At the time, Eratosthenes' result did not demand universal assent and was widely seen as too big. A more popular figure was that given in the works of Strabo and Ptolemy, two distinguished Greek geographers of around the first century AD.  They both suggested 180,000 stadia was the correct figure. We are not sure where they got their figures from but they were repeated by the Latin writer Seneca who transmitted them to the medieval West. Eratosthenes' figure was copied by another Latin writer, Pliny the Elder.  By Columbus' time, Pliny was in vogue and his larger figure for the size of the earth generally accepted.  The experts wisely urged Columbus not to set sail. In particular a committee set up in Salamanca examined the plans and rejected them on the grounds that he had underestimated the distance he would have to travel to reach the East Indies. Their concern is easy to understand.  Imagine how much trouble Columbus would have been in if the Americas had not been there. He could not possibly have survived the trip all the way to the east coast of Asia and was very lucky that some land intervened before he and his crew had to pay for his mistake. In the end, he won over Queen Isabella of Spain who donated the resources required.

It is not difficult to see how the story of Columbus was adapted so that he became the figure of progress rather than a lucky man who profited from his error. According to Jeffrey Burton Russell here, the invention of the flat Earth myth can be laid at the feet of the nineteenth century writer Washington Irving, who included it in his historical novel on Columbus, and the wider idea that the everyone in the Middle Ages was deluded has been widely accepted ever since.

The Real Flat Earthers

The myth that Christians in the Middle Ages thought the world was flat was given a massive boost by Andrew Dickson White's weighty tome The Warfare of Science with Theology published in 1896. This book has become something of a running joke among historians of science and it is dutifully mentioned as a prime example of misinformation in the preface of most modern works on science and religion. The flat Earth is discussed in chapter 2 and one can almost sense White's confusion that hardly any of the sources support his hypothesis that Christians widely believed in it. He finds himself grudgingly admitting that St Clement, Origen, St Ambrose, St Augustine, St Isodore, St Albertus Magnus and St Thomas Aquinas all accepted the Earth was a globe - in other words none of the great doctors of the church had considered the matter in doubt. Although an analysis of what White actually says suggests he was aware that the flat Earth was largely a myth, he certainly gives an impression of ignorant Christians suppressing rational knowledge of its real shape.
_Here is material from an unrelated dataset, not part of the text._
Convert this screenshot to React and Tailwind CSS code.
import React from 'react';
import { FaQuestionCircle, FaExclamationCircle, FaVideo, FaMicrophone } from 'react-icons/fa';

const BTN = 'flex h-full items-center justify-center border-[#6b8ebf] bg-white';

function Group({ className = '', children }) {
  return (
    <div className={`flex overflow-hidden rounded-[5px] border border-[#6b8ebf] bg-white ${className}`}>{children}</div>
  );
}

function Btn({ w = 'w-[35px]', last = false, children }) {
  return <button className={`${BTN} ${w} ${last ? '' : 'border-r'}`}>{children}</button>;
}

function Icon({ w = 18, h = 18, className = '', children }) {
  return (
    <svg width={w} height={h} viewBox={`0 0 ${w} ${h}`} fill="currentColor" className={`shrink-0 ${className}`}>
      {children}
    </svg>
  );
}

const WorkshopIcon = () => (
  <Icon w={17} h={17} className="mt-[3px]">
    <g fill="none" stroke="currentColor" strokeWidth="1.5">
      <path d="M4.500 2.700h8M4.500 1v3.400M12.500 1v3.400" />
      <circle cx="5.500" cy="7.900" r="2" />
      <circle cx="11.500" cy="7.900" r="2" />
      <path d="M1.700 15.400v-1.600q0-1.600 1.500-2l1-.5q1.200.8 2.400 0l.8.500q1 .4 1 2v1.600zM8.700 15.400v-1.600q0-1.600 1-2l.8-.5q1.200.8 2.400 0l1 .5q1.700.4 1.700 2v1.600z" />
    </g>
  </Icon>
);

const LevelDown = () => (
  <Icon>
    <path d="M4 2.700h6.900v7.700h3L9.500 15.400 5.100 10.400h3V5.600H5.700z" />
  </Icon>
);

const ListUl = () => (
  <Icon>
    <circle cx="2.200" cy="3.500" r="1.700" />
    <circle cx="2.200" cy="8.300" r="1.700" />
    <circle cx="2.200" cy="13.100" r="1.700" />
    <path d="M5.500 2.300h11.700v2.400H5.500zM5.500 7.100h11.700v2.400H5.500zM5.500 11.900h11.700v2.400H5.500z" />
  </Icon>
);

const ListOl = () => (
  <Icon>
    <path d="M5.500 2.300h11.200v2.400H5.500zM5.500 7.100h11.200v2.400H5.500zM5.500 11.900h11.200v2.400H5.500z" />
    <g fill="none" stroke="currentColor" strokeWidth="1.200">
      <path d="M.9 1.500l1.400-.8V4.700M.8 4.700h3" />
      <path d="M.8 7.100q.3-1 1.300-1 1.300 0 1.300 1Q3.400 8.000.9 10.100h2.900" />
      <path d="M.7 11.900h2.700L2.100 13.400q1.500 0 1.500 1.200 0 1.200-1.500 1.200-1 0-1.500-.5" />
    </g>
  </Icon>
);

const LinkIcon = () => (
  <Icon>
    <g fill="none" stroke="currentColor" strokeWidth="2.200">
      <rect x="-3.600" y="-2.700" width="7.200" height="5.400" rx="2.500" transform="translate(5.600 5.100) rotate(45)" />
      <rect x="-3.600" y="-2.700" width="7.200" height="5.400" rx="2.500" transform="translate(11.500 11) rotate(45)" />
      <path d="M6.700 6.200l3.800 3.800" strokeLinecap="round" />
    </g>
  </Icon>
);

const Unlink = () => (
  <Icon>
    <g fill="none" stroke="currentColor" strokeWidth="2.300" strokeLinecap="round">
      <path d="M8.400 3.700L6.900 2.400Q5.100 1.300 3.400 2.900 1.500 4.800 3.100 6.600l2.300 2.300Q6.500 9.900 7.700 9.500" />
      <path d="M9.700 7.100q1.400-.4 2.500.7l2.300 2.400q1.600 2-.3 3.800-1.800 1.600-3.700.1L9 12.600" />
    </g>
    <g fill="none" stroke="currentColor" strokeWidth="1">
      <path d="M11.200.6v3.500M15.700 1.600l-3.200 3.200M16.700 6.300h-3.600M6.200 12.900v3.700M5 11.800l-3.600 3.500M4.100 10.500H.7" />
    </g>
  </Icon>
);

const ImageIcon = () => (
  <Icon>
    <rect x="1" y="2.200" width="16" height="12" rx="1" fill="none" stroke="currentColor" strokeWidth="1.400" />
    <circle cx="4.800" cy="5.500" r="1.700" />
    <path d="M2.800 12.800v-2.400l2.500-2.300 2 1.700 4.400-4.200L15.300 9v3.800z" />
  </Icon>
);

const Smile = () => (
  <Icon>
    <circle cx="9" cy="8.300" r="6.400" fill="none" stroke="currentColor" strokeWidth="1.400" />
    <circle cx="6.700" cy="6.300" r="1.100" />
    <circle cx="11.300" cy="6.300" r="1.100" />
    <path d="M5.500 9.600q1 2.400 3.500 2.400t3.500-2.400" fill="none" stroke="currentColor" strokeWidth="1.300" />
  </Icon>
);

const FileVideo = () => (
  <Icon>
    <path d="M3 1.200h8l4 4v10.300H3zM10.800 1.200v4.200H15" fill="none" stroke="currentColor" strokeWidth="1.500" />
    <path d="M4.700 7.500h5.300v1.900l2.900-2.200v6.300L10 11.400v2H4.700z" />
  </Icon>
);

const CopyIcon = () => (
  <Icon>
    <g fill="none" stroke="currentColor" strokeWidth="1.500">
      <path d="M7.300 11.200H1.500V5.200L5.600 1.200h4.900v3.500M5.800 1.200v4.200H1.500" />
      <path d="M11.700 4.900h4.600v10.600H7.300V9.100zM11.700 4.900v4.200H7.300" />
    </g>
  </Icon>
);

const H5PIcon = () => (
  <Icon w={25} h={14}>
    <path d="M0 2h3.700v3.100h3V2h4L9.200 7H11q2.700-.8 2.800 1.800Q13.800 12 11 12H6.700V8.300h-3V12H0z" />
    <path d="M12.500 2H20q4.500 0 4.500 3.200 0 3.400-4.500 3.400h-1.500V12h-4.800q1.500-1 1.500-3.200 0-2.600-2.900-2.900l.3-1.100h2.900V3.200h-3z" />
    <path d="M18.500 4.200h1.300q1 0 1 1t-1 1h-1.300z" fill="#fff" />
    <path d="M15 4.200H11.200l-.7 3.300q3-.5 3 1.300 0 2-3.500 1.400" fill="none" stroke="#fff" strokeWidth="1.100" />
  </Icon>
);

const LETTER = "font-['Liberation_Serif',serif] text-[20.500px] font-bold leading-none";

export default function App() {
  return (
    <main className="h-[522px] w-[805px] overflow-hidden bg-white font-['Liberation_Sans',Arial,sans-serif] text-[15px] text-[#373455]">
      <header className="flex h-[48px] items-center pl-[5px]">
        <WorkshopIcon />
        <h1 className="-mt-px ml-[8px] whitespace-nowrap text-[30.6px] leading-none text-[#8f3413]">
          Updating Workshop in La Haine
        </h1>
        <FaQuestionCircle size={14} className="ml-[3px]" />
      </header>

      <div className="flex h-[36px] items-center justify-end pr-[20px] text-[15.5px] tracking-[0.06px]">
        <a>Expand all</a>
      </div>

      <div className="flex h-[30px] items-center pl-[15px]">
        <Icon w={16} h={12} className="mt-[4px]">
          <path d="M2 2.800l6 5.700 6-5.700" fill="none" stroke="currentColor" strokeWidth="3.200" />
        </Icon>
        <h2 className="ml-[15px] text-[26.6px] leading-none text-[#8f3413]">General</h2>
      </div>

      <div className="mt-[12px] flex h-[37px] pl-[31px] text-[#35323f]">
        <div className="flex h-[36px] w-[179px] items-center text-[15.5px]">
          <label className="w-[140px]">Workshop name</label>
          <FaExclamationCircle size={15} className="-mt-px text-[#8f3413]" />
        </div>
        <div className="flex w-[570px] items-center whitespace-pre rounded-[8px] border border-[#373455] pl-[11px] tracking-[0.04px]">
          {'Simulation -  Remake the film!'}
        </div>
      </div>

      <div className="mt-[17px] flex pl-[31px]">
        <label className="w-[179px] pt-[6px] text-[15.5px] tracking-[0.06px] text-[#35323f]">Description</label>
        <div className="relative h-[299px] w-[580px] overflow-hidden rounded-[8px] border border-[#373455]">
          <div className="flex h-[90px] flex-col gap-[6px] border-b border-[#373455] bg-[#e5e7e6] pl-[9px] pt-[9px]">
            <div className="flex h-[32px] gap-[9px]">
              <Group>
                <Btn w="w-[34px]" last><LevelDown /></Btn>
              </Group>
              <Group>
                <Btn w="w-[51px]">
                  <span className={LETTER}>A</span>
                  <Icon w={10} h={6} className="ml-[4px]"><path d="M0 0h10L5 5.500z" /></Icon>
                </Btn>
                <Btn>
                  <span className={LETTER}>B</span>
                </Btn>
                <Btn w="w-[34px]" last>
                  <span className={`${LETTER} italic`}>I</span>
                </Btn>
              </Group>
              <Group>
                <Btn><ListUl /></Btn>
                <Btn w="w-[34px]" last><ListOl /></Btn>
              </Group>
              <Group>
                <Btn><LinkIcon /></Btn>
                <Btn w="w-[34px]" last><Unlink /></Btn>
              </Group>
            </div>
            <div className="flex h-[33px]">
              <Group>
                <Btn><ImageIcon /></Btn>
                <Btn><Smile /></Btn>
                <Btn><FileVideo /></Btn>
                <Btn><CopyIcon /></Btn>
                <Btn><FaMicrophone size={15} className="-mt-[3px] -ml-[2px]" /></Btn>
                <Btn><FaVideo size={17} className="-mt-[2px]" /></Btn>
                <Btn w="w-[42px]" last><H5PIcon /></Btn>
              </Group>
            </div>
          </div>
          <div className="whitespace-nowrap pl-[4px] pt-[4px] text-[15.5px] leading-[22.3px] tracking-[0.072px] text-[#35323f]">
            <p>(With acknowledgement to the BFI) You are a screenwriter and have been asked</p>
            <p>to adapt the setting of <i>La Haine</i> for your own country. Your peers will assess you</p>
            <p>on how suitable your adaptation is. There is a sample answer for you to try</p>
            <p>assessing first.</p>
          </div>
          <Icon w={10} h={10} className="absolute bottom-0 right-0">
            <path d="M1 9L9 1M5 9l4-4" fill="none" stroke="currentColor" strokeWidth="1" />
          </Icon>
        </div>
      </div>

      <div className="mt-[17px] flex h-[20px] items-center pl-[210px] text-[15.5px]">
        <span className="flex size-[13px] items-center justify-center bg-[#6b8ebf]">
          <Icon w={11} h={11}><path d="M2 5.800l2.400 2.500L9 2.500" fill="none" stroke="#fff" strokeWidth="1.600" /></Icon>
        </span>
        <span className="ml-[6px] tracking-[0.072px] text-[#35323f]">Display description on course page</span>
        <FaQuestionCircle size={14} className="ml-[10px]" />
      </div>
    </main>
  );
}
Luckily for White there were then, as there are now, a few fringe writers who could be counted upon to support any point of view no matter how wild. Cosmas Indicopleustes was one such man. He was a merchant traveller who retired to become a monk in the Egyptian desert where he wrote a treatise on Christian Topology that included his flat Earth cosmology. It was widely ignored at the time and Christian scholars like John Philoponus derided it as the work of an uneducated fool. So it was and it was soon forgotten. Because it was written in Greek, it was unavailable and unknown in the Latin West where, contrary to White's insinuations, it had no influence at all. First published with a Latin translation only in 1776, the book has since gained far wider recognition that it ever had in its day.

Some early Christians were victims of misinterpretation.  Lactantius rejected the existence of the antipodes - lands on the other side of the equator - on the grounds that anyone who lived there would be upside down.  It's a childish error, but does not mean he also believed the earth to be flat.  St John Chrysostom thought the heavens were a box rather than a sphere, but he never says the earth is not a sphere in the centre of the box.  Other writers may well have simply been using common language that we still use today. Saying "to the ends of the earth", "the four corners of the world" or "the sun sank into the sea" does not make you a flat Earther and we should treat ancient people with the same generosity. We can state categorically was that a flat Earth was at no time ever an element of Christian doctrine and that no one was ever persecuted or pressurised into believing it. This is interesting because the Bible itself implies the Earth is flat (for example at Daniel 4:11 or 4:8 in Catholic Bibles) and most of its writers (certainly those of the Old Testament) probably thought so. Clearly, belief in the complete scientific accuracy of the scriptures against known facts was not upheld by the early or medieval church who were happy to accept a figurative interpretation. 

Anti-clerical history of science writers have promulgated the myth so that even today, in his book The Discoverers, Daniel Boorstin manages to produce a totally misleading account (although he eventually gets Columbus right). His bias shows badly when he castigates Christians for thinking the world was flat when they did not and then praises the erudition of Chinese geographers who actually did believe it. The myth is so prevalent that the blurb on the back cover of the UK version of Umberto Eco's book Serendipities, the editor repeats the myth even though within the book itself, Eco devotes a good deal of attention to debunking it!  The doyen of historians of medieval science, Edward Grant, covers the issue in his book, God and Reason in the Middle Ages.  He finds all educated people in the Middle Ages were well aware the Earth was a sphere. Perhaps today we can at last dispense with this patronising belief about people who lived in the past.